What I find fascinating is if you start looking at this, there is far more than what you can actually see in BGP. For instance, Amazon is putting up material in here and retracting it all the time without BGP prefix that matches it. So, they are actually measuring the RPKI system, and what you can see is that the pattern up there, all our vantage points, so each line is an ‑‑ up here, each bar is one of the vantage points and they see different views of the state of the whole thing.

Another one, is an experiment that I did with Max Stucchi, who is here. He wrote a RIPE Labs post about how switching VRPs on and off on a prefix that exists actually causes a lot of BGP churn. You can see it in the bottom graph here, that it causes BGP churn, and if you look closely, there is a close‑up here that you can actually see Max put one, what debugging this whole system he put a VRP up and down again and up again and only two vantage points see this and the other two don't.
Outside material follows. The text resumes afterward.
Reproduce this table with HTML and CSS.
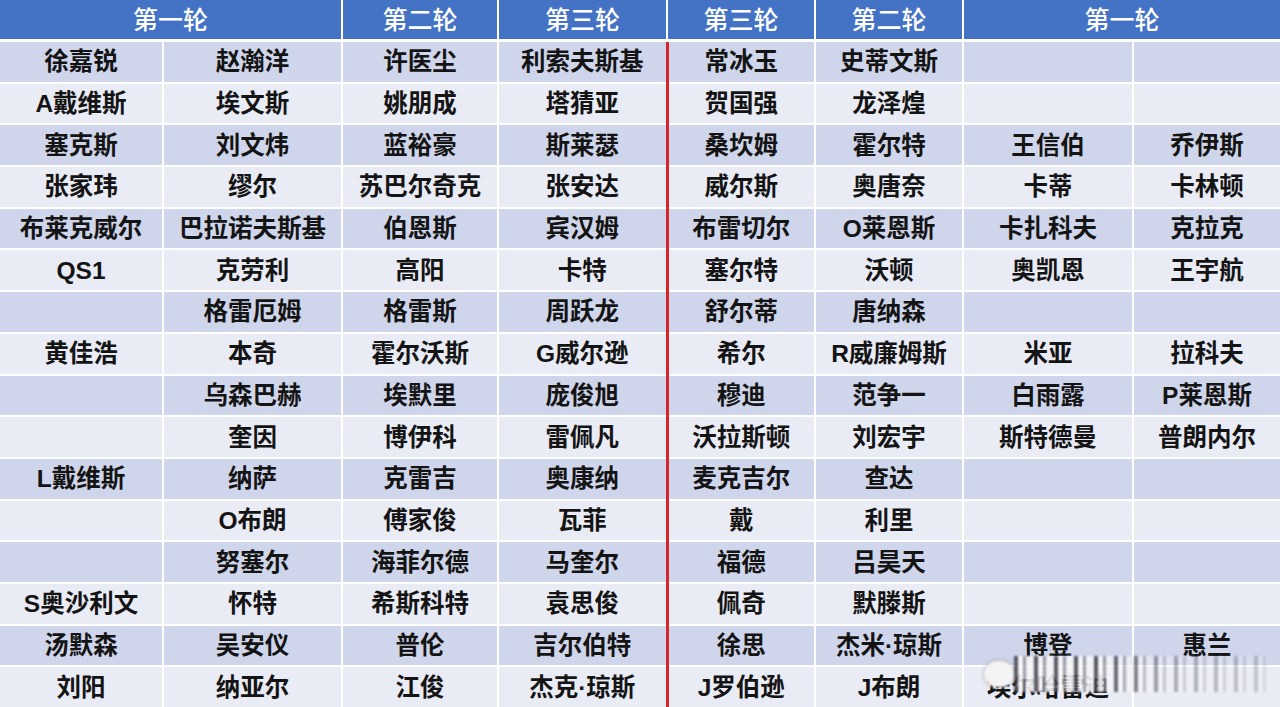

They see it at different times. So this is a view into how this works over time.

We see IP leasing enforcement. So, people putting ‑‑ or that's what this looks like at least. We see a non‑matching VRP for a prefix that is seen in BGP, and it causes the RIS visibility to drop to half basically. And you can actually see if you zoom in, you can actually see how it drops. So it's like in the period of 20, 30 minutes, something changes here.

Conclusion:
Notebook is available. I would like people to try that out. The data is available. I would like people to use that. I am certainly going to use it, so I hope others will be able to also use it.

This is not ‑‑ so we do this every, the VRP data is every 15 minutes. The RIS data is sometimes slightly more delayed. I hope we can make this more realtime. I hope we can get other vantage points N for example RPKI client, so we can tee see if the routernators and the RPKI clients would behave differently, and yeah, if you find an interesting case, please post on social media with a nice tag. I would love to have your feedback. And I am kind of on time. That's it. Thank you.

(Applause)

STEPHEN STROWES: And we are at time, I believe you promised to take questions into the break. Wonderful.

All right. Thank you all. This was the MAT Working Group session for RIPE 89. Felipe will be covering the NCC's activity plan for to 25 and that will include work on RIPE Atlas, so please go to that if you are interested, please provide feedback to the NCC, they do appreciate feedback. Please vote on the presentations. If there is stuff that you particularly liked or particularly did not like, let us know. We do find it useful. Send feedback directly to us. Join the mailing lists and talk to the folks on there as well.

That's us. See you in Lisbon. Thank you all.